Hari itu anak-anak kelas saya sangat patuh komando. Dengan instruksi tidak berulang, kursi-kursi mereka sudah berbaris rapi di depan meja dimana saya membuka laptop dan memasang speaker. Dalam sekejap, kelas kami berubah jadi teater mini. Seperti biasa, laptop dan speaker bagaikan umpan segar terkait pada kail yang tanpa peringatan langsung diserbu anak-anak dari kelas lain yang gurunya tidak masuk. Jadilah teater mini kami ramai, ada yang jongkok, ada yang duduk, ada yang setengah berdiri, ada yang berdiri, ada juga yang berdiri di atas kursi atau meja.

Marwa mendapat kursi kehormatan di barisan depan, dia duduk manis tepat di depan layar laptop.Kiriman video dan kursi kehormatan tidak menjadikan Marwa yang pemalu lantas berubah, dia  tenggelam dalam duduknya menantikan video diputar. Sebuah buku dipakainya untuk menutup separuh wajahnya.
Dan inilah yang terjadi saya video kiriman tersebut diputar di dalam kelas. Saya menyajikannya dalam bentuk video :



Video kiriman untuk Marwa berhasil membuat anak-anak di kelas terpaku. Video tersebut sepertinya juga berhasil melambungkan mimpi anak-anak di kelas saya lebih tinggi lagi.

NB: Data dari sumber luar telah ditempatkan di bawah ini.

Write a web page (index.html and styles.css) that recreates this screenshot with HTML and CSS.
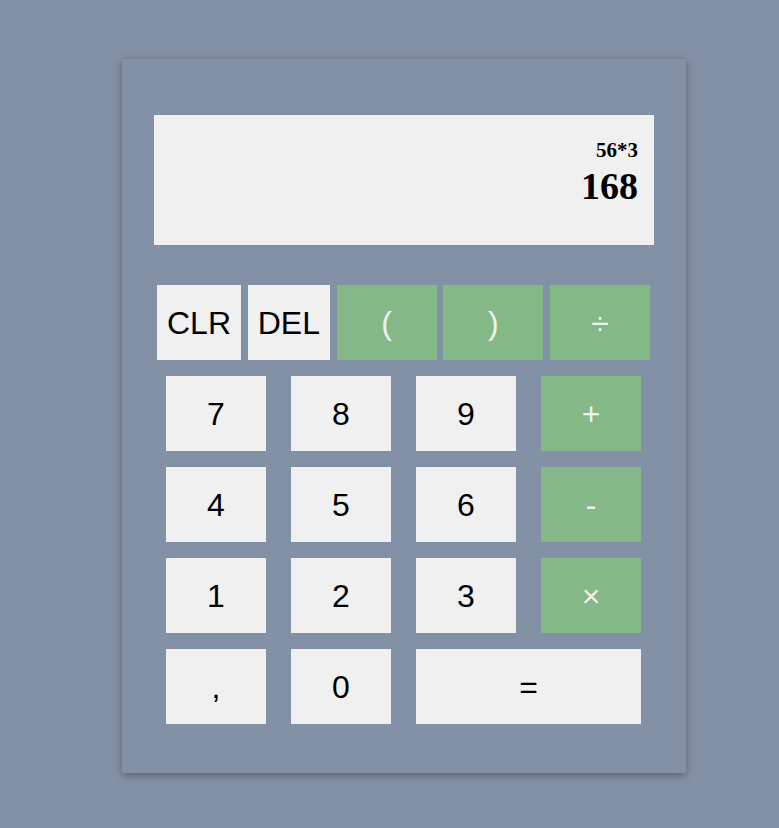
FILE: index.html
```html
<!DOCTYPE html>
<html lang="en">
<head>
<meta charset="utf-8">
<title>Calculator</title>
<link rel="stylesheet" href="styles.css">
</head>
<body>
<div class="calc">
  <div class="display">
    <div class="expr">56*3</div>
    <div class="result">168</div>
  </div>
  <div class="top-row">
    <button class="btn btn-fit">CLR</button>
    <button class="btn btn-fit">DEL</button>
    <button class="btn btn-op btn-wide">(</button>
    <button class="btn btn-op btn-wide">)</button>
    <button class="btn btn-op btn-wide">÷</button>
  </div>
  <div class="keys">
    <button class="btn">7</button>
    <button class="btn">8</button>
    <button class="btn">9</button>
    <button class="btn btn-op">+</button>
    <button class="btn">4</button>
    <button class="btn">5</button>
    <button class="btn">6</button>
    <button class="btn btn-op">-</button>
    <button class="btn">1</button>
    <button class="btn">2</button>
    <button class="btn">3</button>
    <button class="btn btn-op">×</button>
    <button class="btn">,</button>
    <button class="btn">0</button>
    <button class="btn btn-eq">=</button>
  </div>
</div>
</body>
</html>
```

FILE: styles.css
```css
html, body {
  margin: 0;
  padding: 0;
  background: #8391a7;
}

body {
  width: 779px;
  height: 828px;
  overflow: hidden;
}

.calc {
  box-sizing: border-box;
  width: 564px;
  height: 714px;
  margin: 59px 0 0 122px;
  padding: 56px 32px 49px 32px;
  background: #8391a7;
  box-shadow: 0 2px 8px rgba(0, 0, 0, 0.35);
}

.display {
  box-sizing: border-box;
  height: 130px;
  background: #f0f0f0;
  padding: 23px 16px 0 16px;
  text-align: right;
  font-family: "Liberation Serif", "Times New Roman", serif;
  font-weight: bold;
  color: #000;
}

.expr {
  font-size: 21px;
  line-height: 24px;
}

.result {
  font-size: 38px;
  line-height: 42px;
  margin-top: 3px;
}

.top-row {
  display: flex;
  justify-content: flex-start;
  gap: 6.7px;
  margin-top: 40px;
  padding-left: 3px;
}

.btn {
  box-sizing: border-box;
  height: 75px;
  border: none;
  margin: 0;
  padding: 0;
  background: #f0f0f0;
  color: #000;
  font-family: "Liberation Sans", Arial, sans-serif;
  font-size: 32px;
  line-height: 1;
  cursor: pointer;
}

.btn-fit {
  padding: 0 10px;
}

.btn-wide {
  width: 100px;
}

.btn-op {
  background: #84b886;
  color: #f0f0f0;
}

.keys {
  display: grid;
  grid-template-columns: repeat(4, 100px);
  grid-auto-rows: 75px;
  column-gap: 25px;
  row-gap: 16px;
  justify-content: start;
  margin-top: 16px;
  padding-left: 12px;
}

.btn-eq {
  grid-column: span 2;
}
```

Kita tidak akan pernah tahu akan jadi apa Marwa kelak. Tapi semoga saja dia akan ingat, kalau waktu kecil dulu ada seorang dokter hewan yang tinggal jauh dari rumahnya mengirimkan sebuah video. Dokter hewan tersebut menjanjikan bahwa profesi menjadi dokter hewan adalah benar menyenangkan. Dokter hewan tersebut juga berpesan supaya ia rajin belajar dan sekolah yang tinggi. Si Dokter juga berdoa supaya cita-cita Marwa berprofesi sebagai dokter hewan menjadi nyata.